Health facility design

Students develop design concepts for
College Station family practice center
   


Last October, design concepts for a new 5,000-square-foot family practice clinic in Bryan/College Station were unveiled by the Texas A&M architecture students who created them at a public reception at the university’s Langford Architecture Center.

The new clinic, to be built on North Forest Parkway in College Station by physicians Garth Morgan and John Hall, will replace their current facility, the Osler Boulevard Family Practice Center. The physicians plan to provide ideas generated by the students to the architects who will develop the final design.

“This studio project was truly an interdisciplinary effort, incorporating input from the various disciplines represented in the College of Architecture into both design and construction solutions,” said George J. Mann, the Ronald L. Skaggs Endowed Professor of Health Facility Design and leader of the design studio.

To complete the project — which features 36 proposed designs — Mann's students worked closely with their clients and faculty advisers. They visited the current clinic and other family practice clinics in the area, analyzed the construction site, developed an efficient space program, and prepared schematic plans, sketches and models that will be presented Friday afternoon.

The students were also assisted by representatives from the city of College Station who advised them on environmental concerns and site planning issues.

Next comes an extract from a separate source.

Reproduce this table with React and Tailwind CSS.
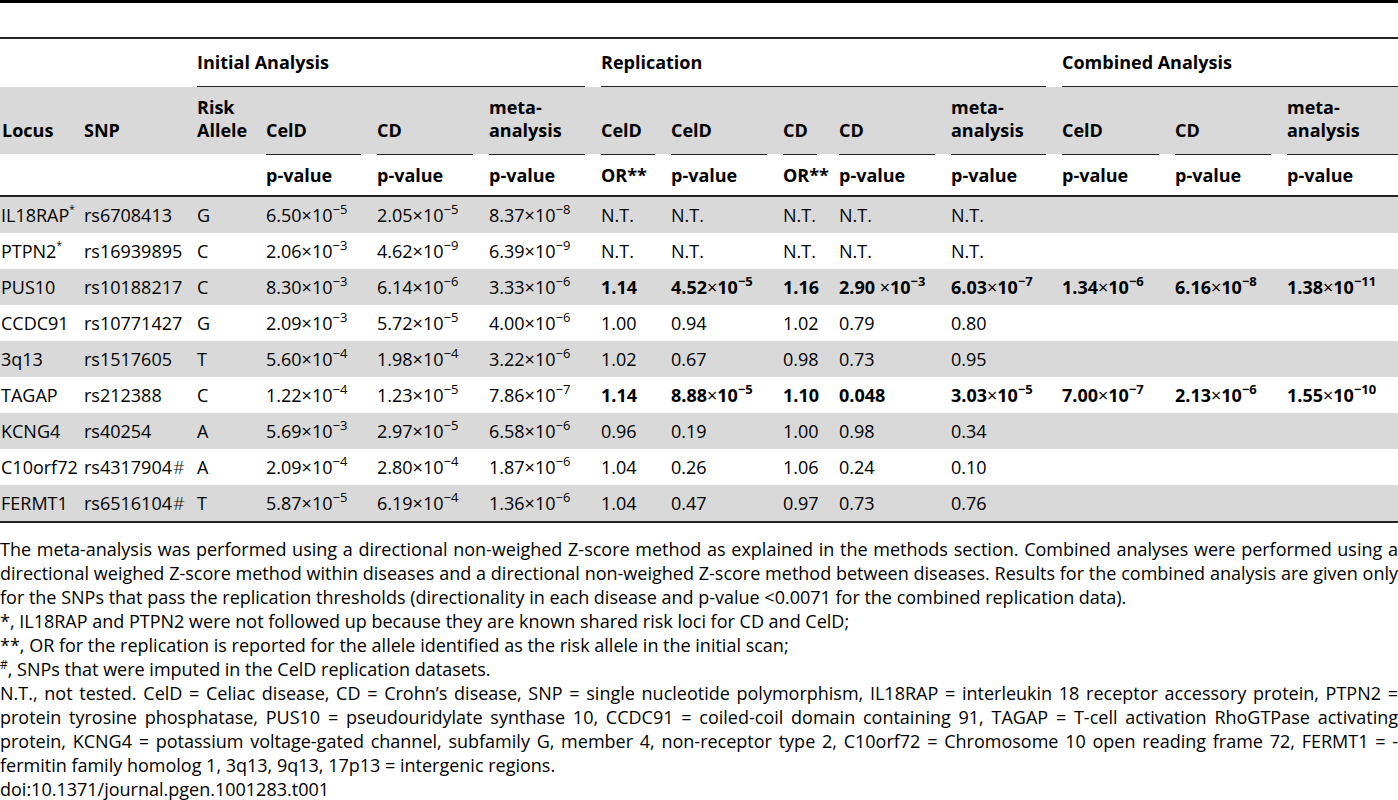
const COLS =
  'grid grid-cols-[84px_113px_69px_111px_112px_112px_70px_112px_56px_112px_111px_113px_112px_111px]'

const sci = (m, x, sp) => ({ m, x, sp })

const rows = [
  ['IL18RAP', true, 'rs6708413', false, 'G', sci('6.50', 5), sci('2.05', 5), sci('8.37', 8), 'N.T.', 'N.T.', 'N.T.', 'N.T.', 'N.T.', '', '', '', false],
  ['PTPN2', true, 'rs16939895', false, 'C', sci('2.06', 3), sci('4.62', 9), sci('6.39', 9), 'N.T.', 'N.T.', 'N.T.', 'N.T.', 'N.T.', '', '', '', false],
  ['PUS10', false, 'rs10188217', false, 'C', sci('8.30', 3), sci('6.14', 6), sci('3.33', 6), '1.14', sci('4.52', 5), '1.16', sci('2.90', 3, true), sci('6.03', 7), sci('1.34', 6), sci('6.16', 8), sci('1.38', 11), true],
  ['CCDC91', false, 'rs10771427', false, 'G', sci('2.09', 3), sci('5.72', 5), sci('4.00', 6), '1.00', '0.94', '1.02', '0.79', '0.80', '', '', '', false],
  ['3q13', false, 'rs1517605', false, 'T', sci('5.60', 4), sci('1.98', 4), sci('3.22', 6), '1.02', '0.67', '0.98', '0.73', '0.95', '', '', '', false],
  ['TAGAP', false, 'rs212388', false, 'C', sci('1.22', 4), sci('1.23', 5), sci('7.86', 7), '1.14', sci('8.88', 5), '1.10', '0.048', sci('3.03', 5), sci('7.00', 7), sci('2.13', 6), sci('1.55', 10), true],
  ['KCNG4', false, 'rs40254', false, 'A', sci('5.69', 3), sci('2.97', 5), sci('6.58', 6), '0.96', '0.19', '1.00', '0.98', '0.34', '', '', '', false],
  ['C10orf72', false, 'rs4317904', true, 'A', sci('2.09', 4), sci('2.80', 4), sci('1.87', 6), '1.04', '0.26', '1.06', '0.24', '0.10', '', '', '', false],
  ['FERMT1', false, 'rs6516104', true, 'T', sci('5.87', 5), sci('6.19', 4), sci('1.36', 6), '1.04', '0.47', '0.97', '0.73', '0.76', '', '', '', false],
]

function Val({ v }) {
  if (typeof v === 'string') return v
  return (
    <>
      {v.m}
      {v.sp ? ' ' : ''}
      <span className="font-normal">×</span>10
      <sup className="text-[13px] -top-[8px]">−{v.x}</sup>
    </>
  )
}

function TwoLine({ a, b }) {
  return (
    <div>
      <div>{a}</div>
      <div>{b}</div>
    </div>
  )
}

function Line({ children, last }) {
  return <div className={last ? 'text-justify' : 'text-justify [text-align-last:justify]'}>{children}</div>
}

export default function App() {
  const sub = ['p-value', 'p-value', 'p-value', 'OR**', 'p-value', 'OR**', 'p-value', 'p-value', 'p-value', 'p-value', 'p-value']

  return (
    <div className="w-[1398px] min-h-[800px] bg-white text-black font-['Open_Sans',sans-serif] text-[18px]">
      <div className="h-[3px] bg-black" />
      <div className="h-[34px]" />
      <div className="border-t-2 border-[#222]" />

      {/* group header */}
      <div className={`${COLS} h-[48px] font-bold`}>
        <div className="col-span-2" />
        <div className="col-span-4 mr-4 border-b border-[#222] flex items-center">Initial Analysis</div>
        <div className="col-span-5 mr-4 border-b border-[#222] flex items-center">Replication</div>
        <div className="col-span-3 border-b border-[#222] flex items-center">Combined Analysis</div>
      </div>

      {/* column header */}
      <div className={`${COLS} h-[67px] bg-[#d9d9d9] font-bold leading-[23px] items-end pb-[12px]`}>
        <div className="pl-[2px]">Locus</div>
        <div>SNP</div>
        <TwoLine a="Risk" b="Allele" />
        <div>CelD</div>
        <div>CD</div>
        <TwoLine a="meta-" b="analysis" />
        <div>CelD</div>
        <div>CelD</div>
        <div>CD</div>
        <div>CD</div>
        <TwoLine a="meta-" b="analysis" />
        <div>CelD</div>
        <div>CD</div>
        <TwoLine a="meta-" b="analysis" />
      </div>

      {/* p-value row */}
      <div className={`${COLS} h-[41px] font-bold`}>
        <div />
        <div />
        <div />
        {sub.map((s, i) => (
          <div
            key={i}
            className={`border-t border-[#222] flex items-center whitespace-nowrap ${i === 10 ? '' : i === 5 ? 'mr-[22px]' : 'mr-4'}`}
          >
            {s}
          </div>
        ))}
      </div>
      <div className="border-t-2 border-[#222]" />

      {/* data */}
      {rows.map((r, ri) => {
        const [locus, star, snp, hash, allele, ...rest] = r
        const bold = rest[11]
        const vals = rest.slice(0, 11)
        return (
          <div key={ri} className={`${COLS} h-9 items-center whitespace-nowrap ${ri % 2 === 0 ? 'bg-[#d9d9d9]' : 'bg-white'}`}>
            <div className="pl-[1px]">
              {locus}
              {star && <sup className="text-[10px] -top-[9px]">*</sup>}
            </div>
            <div>
              {snp}
              {hash && <span className="font-light pl-[1px]">#</span>}
            </div>
            <div>{allele}</div>
            {vals.map((v, i) => (
              <div key={i} className={bold && i >= 3 ? 'font-bold' : ''}>
                <Val v={v} />
              </div>
            ))}
          </div>
        )
      })}
      <div className="border-t-2 border-[#222]" />

      {/* footnotes */}
      <div className="mt-[14px] leading-[24px]">
        <Line>The meta-analysis was performed using a directional non-weighed Z-score method as explained in the methods section. Combined analyses were performed using a</Line>
        <Line>directional weighed Z-score method within diseases and a directional non-weighed Z-score method between diseases. Results for the combined analysis are given only</Line>
        <Line last>for the SNPs that pass the replication thresholds (directionality in each disease and p-value &lt;0.0071 for the combined replication data).</Line>
        <div>*, IL18RAP and PTPN2 were not followed up because they are known shared risk loci for CD and CelD;</div>
        <div>**, OR for the replication is reported for the allele identified as the risk allele in the initial scan;</div>
        <div>
          <sup className="text-[12px] -top-[7px]">#</sup>, SNPs that were imputed in the CelD replication datasets.
        </div>
        <Line>N.T., not tested. CelD = Celiac disease, CD = Crohn’s disease, SNP = single nucleotide polymorphism, IL18RAP = interleukin 18 receptor accessory protein, PTPN2 =</Line>
        <Line>protein tyrosine phosphatase, PUS10 = pseudouridylate synthase 10, CCDC91 = coiled-coil domain containing 91, TAGAP = T-cell activation RhoGTPase activating</Line>
        <Line>protein, KCNG4 = potassium voltage-gated channel, subfamily G, member 4, non-receptor type 2, C10orf72 = Chromosome 10 open reading frame 72, FERMT1 = -</Line>
        <Line last>fermitin family homolog 1, 3q13, 9q13, 17p13 = intergenic regions.</Line>
        <div>doi:10.1371/journal.pgen.1001283.t001</div>
      </div>
    </div>
  )
}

“By exposing architecture students to the process of working with a client, they learn the art of listening and being responsive,” said Mann. “Their attentiveness is reflected in their solutions which incorporate elements conducive to good health, like natural lighting and indoor and outdoor gardens, while facilitating modern medical practices, such as the use of electronic medical records.”

“Since its inception in 1966, the architecture-for-health program at Texas A&M University has focused on case study approaches to health facility design that allow students to work on real projects, with actual clients and budgets,” Mann explained. “Through its interdisciplinary approach to problem solving, the program encourages students to work with doctors and allied health professionals as well as experts in all of the built environment professions.”

So far, Mann said, the Texas A&M students have tackled over 500 architecture-for-health projects for a variety of clients and organizations at locations around the world.